Per IMDb: “Two reporters travel to a strange castle in Transylvania to investigate the apparent reappearance of Frankenstein, and encounter such kooky creatures as the sensitive Wolfman, the horny Vampiress Odette, as well as a whole cast of other weirdos.”

I want to say first that I was asked to review this by listener JCrow. She sent me a message responding to my call for requests. She said it was one of her favorites as a teenager. 1260873565Actually, she wasn’t a teenager when this came out. I know how old she is and I was almost 15 (12 days before my 15th birthday); she’s much younger than me. Love ya anyways, Jen!

Jack Harrison (Goldblum) and Gil Turner (Begley) are writers for The Sensation, which is a tabloid in the vein of the National Enquirer or The Sun, that’s run by Turner’s father, Mac (Norman Fell). Jack isn’t a fan of tabloid journalism, he’s more serious. He’s using The Sensation as a bridge to bigger, more legitimate or serious magazines. Gil is a butt-kisser, always trying to win his father’s approval.
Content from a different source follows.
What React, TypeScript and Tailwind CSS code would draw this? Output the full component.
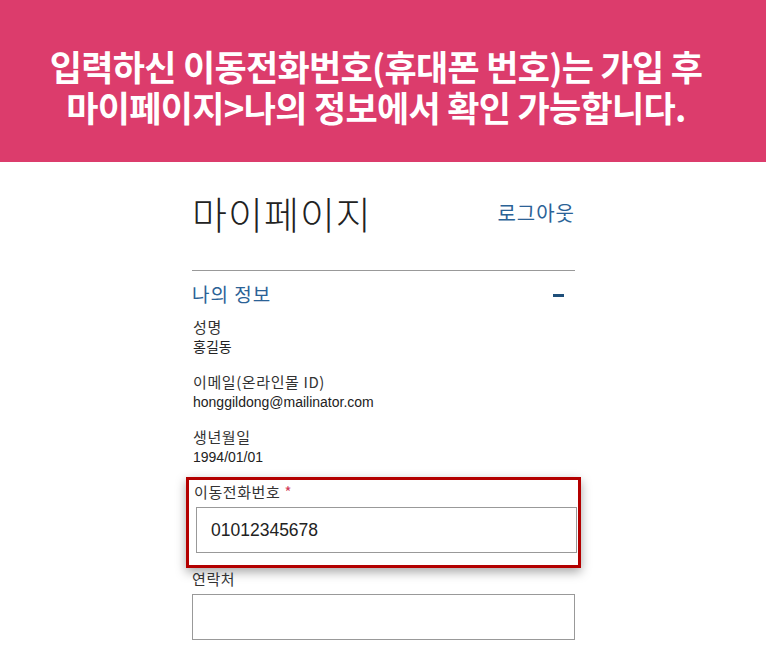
const KR = "font-['Noto_Sans_CJK_KR',sans-serif]";

function InfoRow({ label, value }: { label: string; value: string }) {
  return (
    <div className="mb-[15px]">
      <p className={`${KR} text-[15px] leading-[20px] tracking-[0.6px] text-[#333]`}>{label}</p>
      <p className="font-['Liberation_Sans','Noto_Sans_CJK_KR',sans-serif] text-[14px] leading-[20px] text-[#222]">{value}</p>
    </div>
  );
}

export default function App() {
  return (
    <div className="w-[766px] h-[656px] bg-white overflow-hidden">
      {/* Banner */}
      <div className="h-[162px] bg-[#dc3c6c] flex flex-col items-center justify-center pt-[10px] pr-[14px]">
        <p className={`${KR} text-white font-bold text-[35px] leading-[41px] tracking-[-0.7px] text-center`}>
          입력하신 이동전화번호(휴대폰 번호)는 가입 후
          <br />
          마이페이지&gt;나의 정보에서 확인 가능합니다.
        </p>
      </div>

      <div className="w-[383px] ml-[192px]">
        {/* Header */}
        <div className="flex justify-between pt-[26px] h-[109px] border-b border-[#999] items-start">
          <h1 className={`${KR} font-light text-[38px] leading-[50px] text-[#222] tracking-[1px]`}>마이페이지</h1>
          <a className={`${KR} text-[20px] leading-[50px] text-[#2b6296] tracking-[1px]`}>로그아웃</a>
        </div>

        {/* Section */}
        <div className="flex items-center justify-between h-[46px]">
          <span className={`${KR} text-[19px] text-[#2b6296] tracking-[1px]`}>나의 정보</span>
          <span className="w-[11px] h-[3px] bg-[#1f4f7a] mr-[11px] mt-[2px]" />
        </div>

        <div className="pl-[1px]">
          <InfoRow label="성명" value="홍길동" />
          <InfoRow label="이메일(온라인몰 ID)" value="honggildong@mailinator.com" />
          <InfoRow label="생년월일" value="1994/01/01" />
        </div>

        {/* Highlighted field */}
        <div className="-ml-[6px] -mr-[6px] border-[3px] border-[#b30000] shadow-[0_4px_10px_rgba(0,0,0,0.35)] pl-[7px] pr-[1px] pb-[12px] mt-[-5px]">
          <p className={`${KR} text-[15px] leading-[24px] tracking-[0.6px] text-[#333] -ml-[2px] mb-[3px]`}>
            이동전화번호 <span className="text-[#d23c5a]">*</span>
          </p>
          <div className="h-[46px] border border-[#999] flex items-center pl-[14px]">
            <span className="font-['Liberation_Sans',sans-serif] text-[17.5px] text-[#222]">01012345678</span>
          </div>
        </div>

        <p className={`${KR} text-[15px] leading-[20px] tracking-[0.6px] text-[#333] mt-[1px] mb-[5px]`}>연락처</p>
        <div className="h-[46px] border border-[#999]" />
      </div>
    </div>
  );
}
Old man Turner receives what they perceive to be a legitimate attack on two men in a homemade video by Frankenstein’s monster (continuously referred to as “Frankenstein”). Mac wants a story so he sends the two to Transylvania to get a story. They’re met by the mayor of Transylvania, Lepescu (Jeffrey Jones). Gil, in his idiotic “wisdom,” asks someone at the hotel about “Frankenstein” and they laugh them out of the room.  They go to a castle-like hotel that’s owned by the mayor. They’re met by the idiotic butler, Fejos (Michael Richards) and then meet Radu, the manservant played by John Byner, who has to endure his overzealous and lovesick wife, Lupi (Carol Kane), and her sexual hunger, and Radu calls everyone “Master.”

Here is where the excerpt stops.